> **WRITTEN EXERCISE**
The lines from the top of the material below through the line containing "import React from" are to be printed exactly, with pictures omitted.

>>>

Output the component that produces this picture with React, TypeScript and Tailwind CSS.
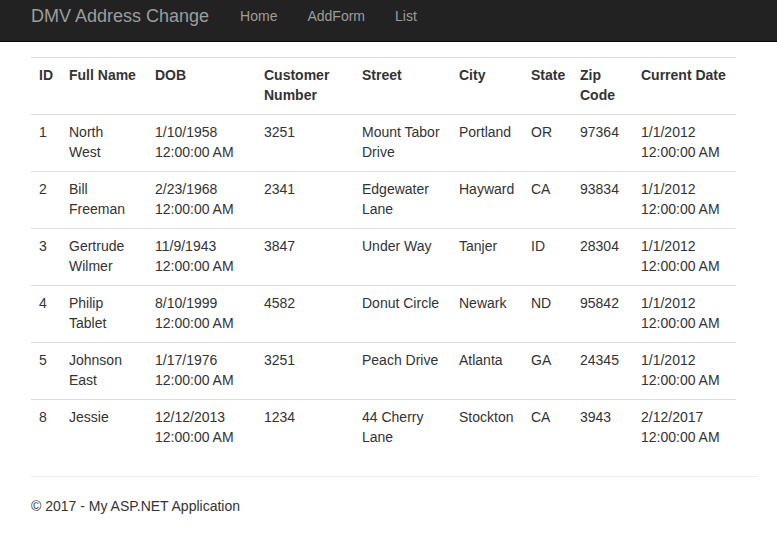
import React from "react";

const rows: React.ReactNode[][] = [
  ["1", <>North<br />West</>, "1/10/1958 12:00:00 AM", "3251", "Mount Tabor Drive", "Portland", "OR", "97364", "1/1/2012 12:00:00 AM"],
  ["2", "Bill Freeman", "2/23/1968 12:00:00 AM", "2341", "Edgewater Lane", "Hayward", "CA", "93834", "1/1/2012 12:00:00 AM"],
  ["3", "Gertrude Wilmer", "11/9/1943 12:00:00 AM", "3847", "Under Way", "Tanjer", "ID", "28304", "1/1/2012 12:00:00 AM"],
  ["4", "Philip Tablet", "8/10/1999 12:00:00 AM", "4582", "Donut Circle", "Newark", "ND", "95842", "1/1/2012 12:00:00 AM"],
  ["5", "Johnson East", "1/17/1976 12:00:00 AM", "3251", "Peach Drive", "Atlanta", "GA", "24345", "1/1/2012 12:00:00 AM"],
  ["8", "Jessie", "12/12/2013 12:00:00 AM", "1234", "44 Cherry Lane", "Stockton", "CA", "3943", "2/12/2017 12:00:00 AM"],
];

const headers = ["ID", "Full Name", "DOB", "Customer Number", "Street", "City", "State", "Zip Code", "Current Date"];
const widths = ["w-[30px]", "w-[86px]", "w-[109px]", "w-[98px]", "w-[97px]", "w-[72px]", "w-[49px]", "w-[61px]", "w-[103px]"];

export default function App() {
  return (
    <div className="min-h-[537px] bg-white text-[#333] text-[14px] leading-[20px]" style={{ fontFamily: '"Liberation Sans", Arial, sans-serif' }}>
      <div className="h-[42px] bg-[#222] border-b border-[#080808] flex items-center pl-[31px]">
        <span className="text-[18px] text-[#9d9d9d] leading-[20px] mb-[10px] mr-[15px]">DMV Address Change</span>
        <nav className="flex ml-[1px] mb-[9px]">
          {["Home", "AddForm", "List"].map((l) => (
            <span key={l} className="px-[15px] text-[#9d9d9d]">{l}</span>
          ))}
        </nav>
      </div>
      <div className="pl-[31px] pt-[15px]">
        <table className="w-[705px] border-collapse table-fixed mb-[20px]">
          <tbody>
            <tr className="border-t border-[#ddd]">
              {headers.map((h, i) => (
                <th key={h} className={`${widths[i]} px-[8px] pt-[7px] pb-[9px] text-left align-top font-bold`}>{h}</th>
              ))}
            </tr>
            {rows.map((r, ri) => (
              <tr key={ri} className="border-t border-[#ddd]">
                {r.map((c, i) => (
                  <td key={i} className="px-[8px] pt-[7px] pb-[9px] align-top">{c}</td>
                ))}
              </tr>
            ))}
          </tbody>
        </table>
        <div className="w-[727px] border-t border-[#eee]" />
        <p className="mt-[19px]">© 2017 - My ASP.NET Application</p>
      </div>
    </div>
  );
}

<<<

> **TASK RESPONSE**
Output the component that produces this picture with React, TypeScript and Tailwind CSS.
import React from "react";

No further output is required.